Building an IDAMS Dataset (BUILD)

11    Building an IDAMS Dataset (BUILD)


11.1  General Description

BUILD takes a raw data file, which may contain several records per case, along with a dictionary describing the required variables and creates a new Data file with a single record per case containing values only for the specified variables. At the same time, it outputs an IDAMS dictionary describing the newly formatted Data file, in other words an IDAMS dataset is created.

In addition to restructuring the data, BUILD also checks for non-numeric values in numeric variables.

Why use BUILD? Any IDAMS program can be used without first using BUILD by preparing separately an IDAMS dictionary.

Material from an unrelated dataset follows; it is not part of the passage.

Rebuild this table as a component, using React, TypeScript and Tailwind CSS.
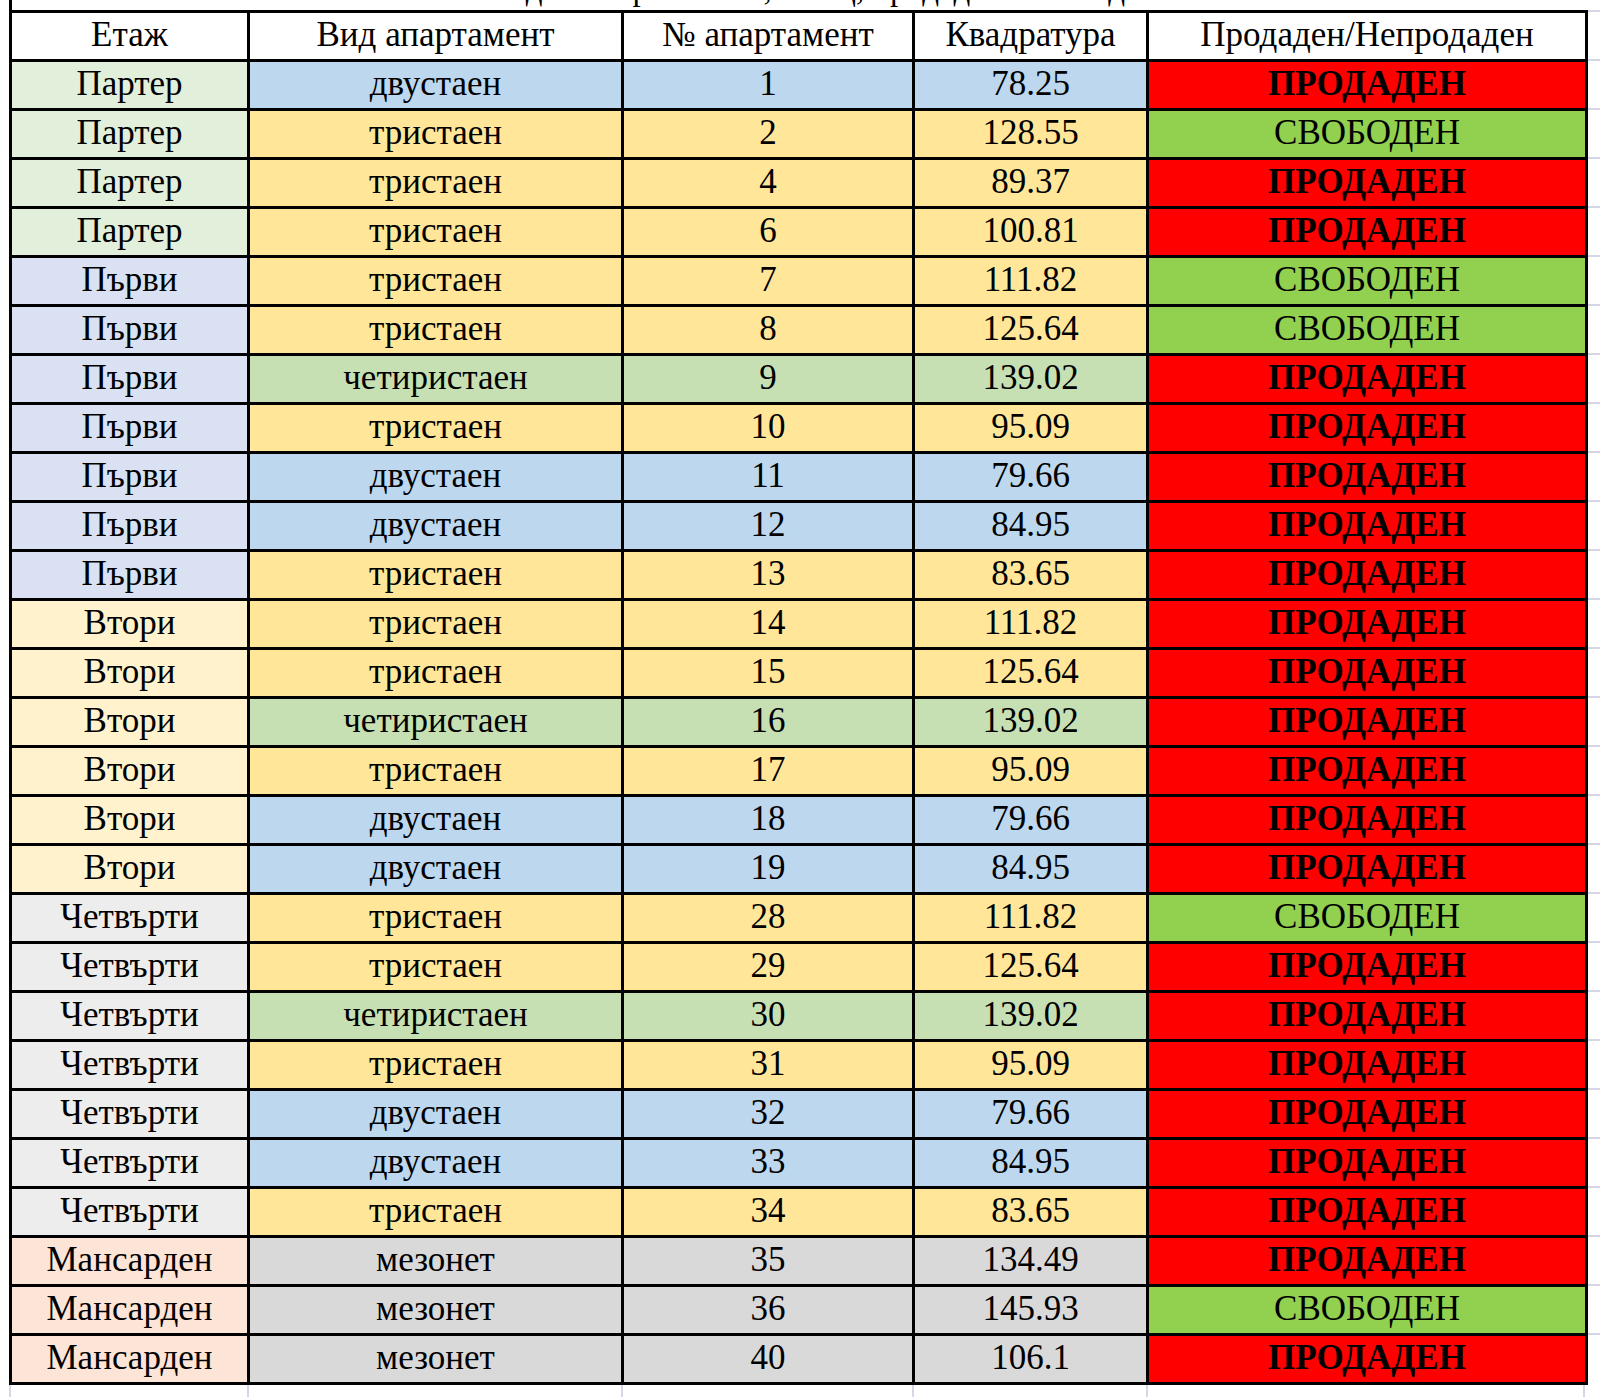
import React from 'react';

type Row = {
  floor: string;
  type: string;
  no: string;
  area: string;
  sold: boolean;
};

const FLOOR_BG: Record<string, string> = {
  'Партер': 'bg-[#e2efda]',
  'Първи': 'bg-[#d9e1f2]',
  'Втори': 'bg-[#fff2cc]',
  'Четвърти': 'bg-[#ededed]',
  'Мансарден': 'bg-[#fce4d6]',
};

const TYPE_BG: Record<string, string> = {
  'двустаен': 'bg-[#bdd7ee]',
  'тристаен': 'bg-[#ffe699]',
  'четиристаен': 'bg-[#c6e0b4]',
  'мезонет': 'bg-[#d9d9d9]',
};

const rows: Row[] = [
  { floor: 'Партер', type: 'двустаен', no: '1', area: '78.25', sold: true },
  { floor: 'Партер', type: 'тристаен', no: '2', area: '128.55', sold: false },
  { floor: 'Партер', type: 'тристаен', no: '4', area: '89.37', sold: true },
  { floor: 'Партер', type: 'тристаен', no: '6', area: '100.81', sold: true },
  { floor: 'Първи', type: 'тристаен', no: '7', area: '111.82', sold: false },
  { floor: 'Първи', type: 'тристаен', no: '8', area: '125.64', sold: false },
  { floor: 'Първи', type: 'четиристаен', no: '9', area: '139.02', sold: true },
  { floor: 'Първи', type: 'тристаен', no: '10', area: '95.09', sold: true },
  { floor: 'Първи', type: 'двустаен', no: '11', area: '79.66', sold: true },
  { floor: 'Първи', type: 'двустаен', no: '12', area: '84.95', sold: true },
  { floor: 'Първи', type: 'тристаен', no: '13', area: '83.65', sold: true },
  { floor: 'Втори', type: 'тристаен', no: '14', area: '111.82', sold: true },
  { floor: 'Втори', type: 'тристаен', no: '15', area: '125.64', sold: true },
  { floor: 'Втори', type: 'четиристаен', no: '16', area: '139.02', sold: true },
  { floor: 'Втори', type: 'тристаен', no: '17', area: '95.09', sold: true },
  { floor: 'Втори', type: 'двустаен', no: '18', area: '79.66', sold: true },
  { floor: 'Втори', type: 'двустаен', no: '19', area: '84.95', sold: true },
  { floor: 'Четвърти', type: 'тристаен', no: '28', area: '111.82', sold: false },
  { floor: 'Четвърти', type: 'тристаен', no: '29', area: '125.64', sold: true },
  { floor: 'Четвърти', type: 'четиристаен', no: '30', area: '139.02', sold: true },
  { floor: 'Четвърти', type: 'тристаен', no: '31', area: '95.09', sold: true },
  { floor: 'Четвърти', type: 'двустаен', no: '32', area: '79.66', sold: true },
  { floor: 'Четвърти', type: 'двустаен', no: '33', area: '84.95', sold: true },
  { floor: 'Четвърти', type: 'тристаен', no: '34', area: '83.65', sold: true },
  { floor: 'Мансарден', type: 'мезонет', no: '35', area: '134.49', sold: true },
  { floor: 'Мансарден', type: 'мезонет', no: '36', area: '145.93', sold: false },
  { floor: 'Мансарден', type: 'мезонет', no: '40', area: '106.1', sold: true },
];

const headers = ['Етаж', 'Вид апартамент', '№ апартамент', 'Квадратура', 'Продаден/Непродаден'];

function Cell({ className = '', children }: { className?: string; children: React.ReactNode }) {
  return (
    <div className={`h-[46px] pb-[4px] flex items-center justify-center leading-none whitespace-nowrap ${className}`}>
      {children}
    </div>
  );
}

export default function App() {
  return (
    <div
      className="w-[1600px] h-[1397px] bg-white overflow-hidden text-black text-[35px]"
      style={{ fontFamily: '"Liberation Serif", "Times New Roman", serif' }}
    >
      <div className="flex">
        <div className="w-[1588px] shrink-0">
          {/* title row, scrolled almost out of view: only descenders show */}
          <div className="h-[10px] overflow-hidden relative ml-[9px] border-l-[3px] border-black">
            <div className="absolute left-0 right-0 bottom-[4px] text-center text-[33px] leading-none whitespace-nowrap">
              Свободни апартаменти, площ, продадени/свободни
            </div>
          </div>

          {/* table */}
          <div className="ml-[9px] bg-black p-[3px] grid grid-cols-[235px_371px_288px_231px_436px] gap-[3px]">
            {headers.map((h) => (
              <Cell key={h} className="bg-white">
                {h}
              </Cell>
            ))}
            {rows.map((r) => (
              <React.Fragment key={r.no}>
                <Cell className={FLOOR_BG[r.floor]}>{r.floor}</Cell>
                <Cell className={TYPE_BG[r.type]}>{r.type}</Cell>
                <Cell className={TYPE_BG[r.type]}>{r.no}</Cell>
                <Cell className={TYPE_BG[r.type]}>{r.area}</Cell>
                {r.sold ? (
                  <Cell className="bg-[#ff0000] font-bold">ПРОДАДЕН</Cell>
                ) : (
                  <Cell className="bg-[#92d050]">СВОБОДЕН</Cell>
                )}
              </React.Fragment>
            ))}
          </div>

          {/* sheet gridlines under the table */}
          <div className="ml-[9px] flex h-[12px]">
            <div className="w-[238px] border-l-2 border-[#d6d6e6]" />
            <div className="w-[374px] border-l-2 border-[#d6d6e6]" />
            <div className="w-[291px] border-l-2 border-[#d6d6e6]" />
            <div className="w-[234px] border-l-2 border-[#d6d6e6]" />
            <div className="w-[439px] border-l-2 border-r-2 border-[#d6d6e6]" />
          </div>
        </div>

        {/* sheet gridlines right of the table */}
        <div className="flex-1 pt-[10px]">
          {Array.from({ length: 28 }).map((_, i) => (
            <div key={i} className="h-[49px] border-t-2 border-[#d6d6e6]" />
          ))}
        </div>
      </div>
    </div>
  );
}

However BUILD is recommended as a preliminary step since it:

- provides checks on the correct preparation of the dictionary,
- ensures that there is an exact match between the dictionary and the data,
- ensures that there are no unexpected non-numeric characters in the data,
- reduces the data into a compact single record per case form,
- recodes all blank fields to user specified values.

Numeric variable processing. When BUILD processes a field as containing a numeric variable, it checks that the field either contains a recognizable number or is blank. If a value other than these occurs, e.g. '3J', '3-', '**2', etc. the sequential position of the case, the variable number associated with the field, and the input case are printed and a string of nines is used as the output value.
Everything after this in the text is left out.